Angry Gamer Confessional/Help Guide
Destructoid is an awesome gaming blog. I like to think of it as the red-haired stepbrother to elder siblings, Kotaku and Joystiq. While I will often find echoes of the same stories on the "Big Two" blogs, Destructoid dares to offer articles more off the beaten path.
They published an article about Angry Gamers before the weekend which I found relevant, timely and hitting a little too close to home. Frankly, I can relate and I'm none to proud to admit it. I haven't gone as far as punching holes in my wall over a game, but I have a couple broken keyboards and cracked SNES controllers to offer up as proof to my legacy of gaming rage.
I've chilled out in my older age, but you'll still find me muttering to myself or clenching my jaws when I'm being particularly vexed by a video game. Case in point: Crackdown.
First thing's first: I love this game. I've been hopelessly cracked out since last Tuesday's release and have not been able to look at my previous favourites, Gears of War and Vegas quite the same way. As good as it's been, however, Crackdown has reacquainted me with the demon within over the weekend. The game, at its heart, is a platformer and I have a history of frustration with these type of games, as do many other people I'm sure. Missing platforms and falling to your death are par for the course in your typical platformer. My Agent, while hardy enough to survive most falls, is just this much short of perfection when it comes to overall play control. It's so frustrating to be merrily hopping on rooftops and suddenly lose footing and fall several stories below. Sometimes it's not terribly convenient to climb all the way back up. Factor in massive crossfire from enemies, randomly placed propane tanks and the tactical disadvantage of not having the higher ground and repeated falling mishaps become quite maddening.

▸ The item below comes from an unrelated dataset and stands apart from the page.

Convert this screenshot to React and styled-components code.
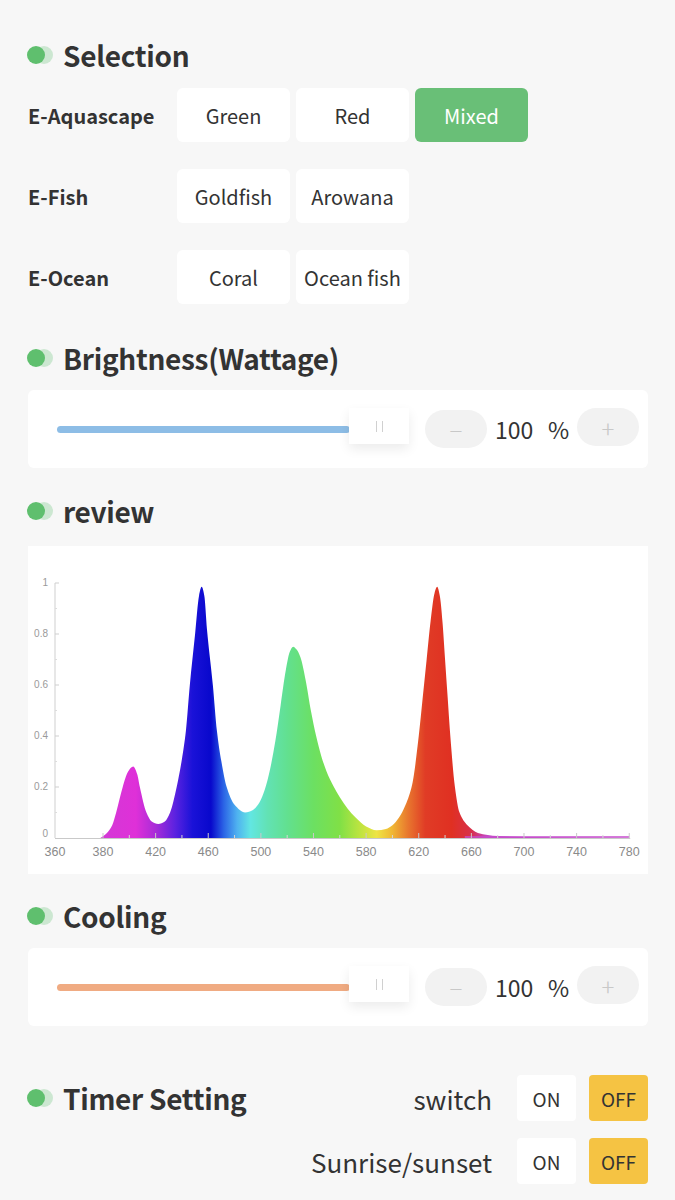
import React from "react";
import styled, { createGlobalStyle } from "styled-components";

const Global = createGlobalStyle`
  html, body { margin: 0; padding: 0; background: #f7f7f7; }
  body { font-family: "Noto Sans CJK SC", "Noto Sans", sans-serif; color: #333; }
`;

const Page = styled.div`
  padding: 37px 27px 20px 28px;
  width: 620px;
`;

const SectionHeader = styled.div`
  display: flex;
  align-items: center;
  height: 36px;
  margin-top: ${(p) => p.$mt || 0}px;
`;

const Dot = styled.span`
  position: relative;
  width: 28px;
  height: 18px;
  margin-right: 8px;
  margin-left: -1px;
  flex: none;
  &::before, &::after {
    content: "";
    position: absolute;
    top: 0;
    width: 18px;
    height: 18px;
    border-radius: 50%;
  }
  &::after { left: 8px; background: rgba(95, 191, 110, 0.28); }
  &::before { left: 0; background: #5fbf6e; z-index: 1; }
`;

const Title = styled.h2`
  margin: 0;
  font-size: 28px;
  font-weight: 700;
  line-height: 36px;
  color: #333;
  letter-spacing: -0.3px;
`;

const OptionGrid = styled.div`
  display: flex;
  flex-direction: column;
  gap: 27px;
  margin-top: 15px;
`;

const OptionRow = styled.div`
  display: flex;
  align-items: center;
`;

const RowLabel = styled.div`
  width: 149px;
  font-size: 20px;
  font-weight: 700;
  color: #333;
`;

const OptionButton = styled.div`
  width: 113px;
  height: 54px;
  margin-right: 6px;
  border-radius: 6px;
  display: flex;
  align-items: center;
  justify-content: center;
  font-size: 20px;
  background: ${(p) => (p.$active ? "#69bf77" : "#ffffff")};
  color: ${(p) => (p.$active ? "#ffffff" : "#333")};
`;

const SliderCard = styled.div`
  margin-top: 14px;
  height: 78px;
  background: #fff;
  border-radius: 6px;
  display: flex;
  align-items: center;
  padding: 0 9px 0 29px;
`;

const Track = styled.div`
  width: 293px;
  height: 7px;
  border-radius: 4px;
  background: ${(p) => p.$color};
`;

const Thumb = styled.div`
  width: 60px;
  height: 36px;
  margin-left: -1px;
  background: #fff;
  box-shadow: 0 5px 12px rgba(0, 0, 0, 0.08);
  display: flex;
  align-items: center;
  justify-content: center;
  gap: 5px;
  margin-top: -6px;
  & > i {
    display: block;
    width: 1px;
    height: 11px;
    background: #d0d0d0;
  }
`;

const RoundBtn = styled.div`
  width: 62px;
  height: 38px;
  border-radius: 19px;
  background: #f2f2f2;
  color: #c8c8c8;
  display: flex;
  align-items: center;
  justify-content: center;
  font-size: 24px;
  font-weight: 300;
  margin-left: ${(p) => p.$ml || 0}px;
  margin-top: ${(p) => p.$mt || 0}px;
`;

const Value = styled.span`
  font-size: 23px;
  color: #333;
  margin-left: 8px;
  width: 45px;
`;

const Unit = styled.span`
  font-size: 23px;
  color: #333;
  margin-left: 8px;
  width: 21px;
`;

const ChartCard = styled.div`
  margin-top: 17px;
  height: 328px;
  background: #fff;
  & > svg { display: block; }
`;

const TimerBlock = styled.div`
  margin-top: 49px;
  display: flex;
  align-items: flex-start;
  justify-content: space-between;
`;

const TimerHeader = styled(SectionHeader)`
  height: 46px;
`;

const ToggleColumn = styled.div`
  display: flex;
  flex-direction: column;
  gap: 17px;
`;

const ToggleRow = styled.div`
  display: flex;
  align-items: center;
  justify-content: flex-end;
  gap: 13px;
`;

const ToggleLabel = styled.span`
  font-size: 26px;
  color: #333;
  margin-right: 12px;
`;

const ToggleButton = styled.div`
  width: 59px;
  height: 46px;
  border-radius: 4px;
  display: flex;
  align-items: center;
  justify-content: center;
  font-size: 19px;
  font-weight: 400;
  color: #333;
  background: ${(p) => (p.$active ? "#f5c343" : "#ffffff")};
`;

/* ---------- chart ---------- */
const PTS = [
  [378, 0], [383, 0.02], [387, 0.05], [390, 0.1], [395, 0.2], [399, 0.26], [403, 0.28],
  [406, 0.25], [408, 0.2], [413, 0.1], [417, 0.065], [422, 0.055], [427, 0.065], [431, 0.1],
  [436, 0.2], [440, 0.31], [443, 0.42], [446, 0.6], [450, 0.8], [453, 0.95], [455, 0.985],
  [457, 0.95], [459, 0.82], [463.5, 0.6], [466.6, 0.42], [470, 0.3], [474, 0.2], [480, 0.13],
  [488, 0.1], [494, 0.11], [499, 0.14], [503, 0.19], [507, 0.27], [511, 0.38], [515, 0.52],
  [519, 0.66], [522, 0.73], [524.5, 0.75], [527, 0.74], [530, 0.71], [534, 0.62], [538, 0.5],
  [542, 0.4], [546, 0.32], [550, 0.26], [555, 0.205], [560, 0.16], [566, 0.115], [572, 0.08],
  [580, 0.045], [588, 0.03],
  [595, 0.035], [600, 0.05], [605, 0.08], [610, 0.13], [615, 0.21], [620, 0.4], [623, 0.55],
  [626, 0.7], [629, 0.85], [632, 0.96], [634, 0.985], [636, 0.95], [638, 0.85], [640, 0.7],
  [642, 0.55], [644, 0.4], [647.5, 0.2], [651, 0.1], [657, 0.05], [665, 0.02], [680, 0.008],
  [700, 0.004], [780, 0],
];

const X = (l) => 75 + (l - 380) * 1.3156;
const Y = (v) => 292 - v * 255;

function spectrumPath() {
  const n = PTS.length;
  const d = [];
  for (let i = 0; i < n - 1; i++) {
    d.push((PTS[i + 1][1] - PTS[i][1]) / (PTS[i + 1][0] - PTS[i][0]));
  }
  const m = new Array(n);
  m[0] = d[0];
  m[n - 1] = d[n - 2];
  for (let i = 1; i < n - 1; i++) {
    if (d[i - 1] * d[i] <= 0) m[i] = 0;
    else {
      const h0 = PTS[i][0] - PTS[i - 1][0];
      const h1 = PTS[i + 1][0] - PTS[i][0];
      const w1 = 2 * h1 + h0;
      const w2 = h1 + 2 * h0;
      m[i] = (w1 + w2) / (w1 / d[i - 1] + w2 / d[i]);
    }
  }
  let p = `M${X(PTS[0][0]).toFixed(2)},${Y(0).toFixed(2)}`;
  for (let i = 0; i < n - 1; i++) {
    const [x0, y0] = PTS[i];
    const [x1, y1] = PTS[i + 1];
    const h = x1 - x0;
    const c1x = x0 + h / 3, c1y = y0 + (m[i] * h) / 3;
    const c2x = x1 - h / 3, c2y = y1 - (m[i + 1] * h) / 3;
    p += ` C${X(c1x).toFixed(2)},${Y(Math.max(0, c1y)).toFixed(2)} ${X(c2x).toFixed(2)},${Y(Math.max(0, c2y)).toFixed(2)} ${X(x1).toFixed(2)},${Y(y1).toFixed(2)}`;
  }
  p += " Z";
  return p;
}

const STOPS = [
  [378, "#d33ad6"], [405, "#df30d8"], [420, "#a82cd8"], [435, "#5a22e0"], [448, "#1a12d8"],
  [462, "#0808cc"], [472, "#2c66e6"], [482, "#4fb2f0"], [492, "#62e6e2"], [505, "#62e2b4"],
  [520, "#62e090"], [540, "#6ce062"], [560, "#80e046"], [575, "#bce440"], [588, "#eee444"],
  [600, "#f0b634"], [612, "#e8762e"], [625, "#e03c26"], [645, "#e03022"], [660, "#d8304a"],
  [672, "#c448c4"], [780, "#c44ad0"],
];

const XTICKS = [380, 420, 460, 500, 540, 580, 620, 660, 700, 740, 780];

function Spectrum() {
  const x0 = 27;
  return (
    <svg width="620" height="328" viewBox="0 0 620 328">
      <defs>
        <linearGradient id="spec" gradientUnits="userSpaceOnUse" x1={X(378)} y1="0" x2={X(780)} y2="0">
          {STOPS.map(([l, c]) => (
            <stop key={l} offset={((l - 378) / (780 - 378)).toFixed(4)} stopColor={c} />
          ))}
        </linearGradient>
      </defs>
      <line x1={x0} y1={Y(1)} x2={x0} y2={292} stroke="#cfcfcf" strokeWidth="1" />
      {[0.2, 0.4, 0.6, 0.8, 1].map((v) => (
        <line key={v} x1={x0} y1={Y(v)} x2={x0 + 4} y2={Y(v)} stroke="#cfcfcf" strokeWidth="1" />
      ))}
      {[0.1, 0.3, 0.5, 0.7, 0.9].map((v) => (
        <line key={v} x1={x0} y1={Y(v)} x2={x0 + 2} y2={Y(v)} stroke="#dcdcdc" strokeWidth="1" />
      ))}
      {[0, 0.2, 0.4, 0.6, 0.8, 1].map((v) => (
        <text key={v} x="20" y={Y(v) + 3 - (v === 0 ? 4 : 0)} textAnchor="end" fontSize="10" fill="#9a9a9a" fontFamily="Liberation Sans, sans-serif">
          {v}
        </text>
      ))}
      <path d={spectrumPath()} fill="url(#spec)" />
      <line x1={X(655)} y1={291} x2={X(780)} y2={291} stroke="#c64ccc" strokeWidth="1.4" />
      <line x1={x0} y1={292.5} x2={X(780) + 1} y2={292.5} stroke="#c9c9c9" strokeWidth="1" />
      {XTICKS.map((l) => (
        <line key={l} x1={X(l)} y1={292} x2={X(l)} y2={287} stroke="#c9c9c9" strokeWidth="1" />
      ))}
      {XTICKS.slice(0, -1).map((l) => (
        <line key={"m" + l} x1={X(l + 20)} y1={292} x2={X(l + 20)} y2={289} stroke="#d6d6d6" strokeWidth="1" />
      ))}
      <text x={x0} y="310" textAnchor="middle" fontSize="12.5" fill="#8a8a8a" fontFamily="Liberation Sans, sans-serif">360</text>
      {XTICKS.map((l) => (
        <text key={"t" + l} x={X(l)} y="310" textAnchor="middle" fontSize="12.5" fill="#8a8a8a" fontFamily="Liberation Sans, sans-serif">
          {l}
        </text>
      ))}
    </svg>
  );
}

function Slider({ color }) {
  return (
    <SliderCard>
      <Track $color={color} />
      <Thumb>
        <i />
        <i />
      </Thumb>
      <RoundBtn $ml={16}>−</RoundBtn>
      <Value>100</Value>
      <Unit>%</Unit>
      <RoundBtn $ml={8} $mt={-4}>+</RoundBtn>
    </SliderCard>
  );
}

function Header({ children, mt }) {
  return (
    <SectionHeader $mt={mt}>
      <Dot />
      <Title>{children}</Title>
    </SectionHeader>
  );
}

const ROWS = [
  { label: "E-Aquascape", options: ["Green", "Red", "Mixed"], active: "Mixed" },
  { label: "E-Fish", options: ["Goldfish", "Arowana"] },
  { label: "E-Ocean", options: ["Coral", "Ocean fish"] },
];

export default function App() {
  return (
    <>
      <Global />
      <Page>
        <Header>Selection</Header>
        <OptionGrid>
          {ROWS.map((r) => (
            <OptionRow key={r.label}>
              <RowLabel>{r.label}</RowLabel>
              {r.options.map((o) => (
                <OptionButton key={o} $active={o === r.active}>
                  {o}
                </OptionButton>
              ))}
            </OptionRow>
          ))}
        </OptionGrid>

        <Header mt={36}>Brightness(Wattage)</Header>
        <Slider color="#8dbde6" />

        <Header mt={25}>review</Header>
        <ChartCard>
          <Spectrum />
        </ChartCard>

        <Header mt={24}>Cooling</Header>
        <Slider color="#f0ab82" />

        <TimerBlock>
          <TimerHeader>
            <Dot />
            <Title>Timer Setting</Title>
          </TimerHeader>
          <ToggleColumn>
            <ToggleRow>
              <ToggleLabel>switch</ToggleLabel>
              <ToggleButton>ON</ToggleButton>
              <ToggleButton $active>OFF</ToggleButton>
            </ToggleRow>
            <ToggleRow>
              <ToggleLabel>Sunrise/sunset</ToggleLabel>
              <ToggleButton>ON</ToggleButton>
              <ToggleButton $active>OFF</ToggleButton>
            </ToggleRow>
          </ToggleColumn>
        </TimerBlock>
      </Page>
    </>
  );
}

It's even worse when I've made some effort to climb up to a certain peak and fall back to ground level only because I was trying to avoid a grenade or do a nifty jump shot on someone. The oilrig battle with the Volk kingpin is a good example of this. Man, that was a grueling fight. Sure, it earned me some nice achievements but I was ready to dash my controller against the wall with all my falling, getting back up, falling, getting back up...
So it's a strange paradox with Crackdown. I've been so addicted to it yet I can't remember being so compelled to swear at my TV or break something simply because I made a mistake. Repeating to myself that it's just game does little to quell the rage. So yes, I would say that I am indeed an Angry Gamer.
Well, the first step to getting help is admitting you have a problem! (sigh)
Read the Angry Gamer story on Destructoid
Labels: commentary, crackdown
1 Comments:
I have just about the same feelings about Crackdown. It's so addicting, yet so frustrating at points. I know exactly what you mean about the oil rig fight as well. I'm not sure that I qualify as an "angry gamer" though, since I haven't yet resorted to throwing/breaking my controllers. I'm more of a muttering under my breath at the game kind of guy.